Paper 2020/1341

Zero-Communication Reductions

Varun Narayanan, Manoj Prabhakaran, and Vinod M. Prabhakaran

Abstract

We introduce a new primitive in information-theoretic cryptography, namely zero-communication reductions (ZCR), with different levels of security. We relate ZCR to several other important primitives, and obtain new results on upper and lower bounds. In particular, we obtain new upper bounds for PSM, CDS and OT complexity of functions, which are exponential in the information complexity of the functions. These upper bounds complement the results of Beimel et al. (2014) which broke the circuit-complexity barrier for ``high complexity'' functions; our results break the barrier of input size for ``low complexity'' functions. We also show that lower bounds on secure ZCR can be used to establish lower bounds for OT-complexity.
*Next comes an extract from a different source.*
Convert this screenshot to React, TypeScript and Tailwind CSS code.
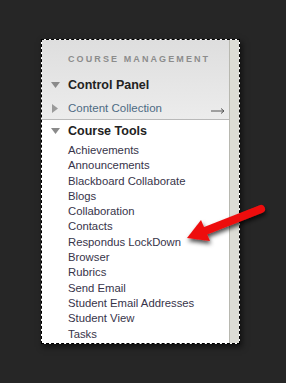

We recover the known (linear) lower bounds on OT-complexity by Beimal and Malkin (2004) via this new route. We also formulate the lower bound problem for secure ZCR in purely linear-algebraic terms, by defining the invertible rank of a matrix. We present an Invertible Rank Conjecture, proving which will establish super-linear lower bounds for OT-complexity (and if accompanied by an explicit construction, will provide explicit functions with super-linear circuit lower bounds).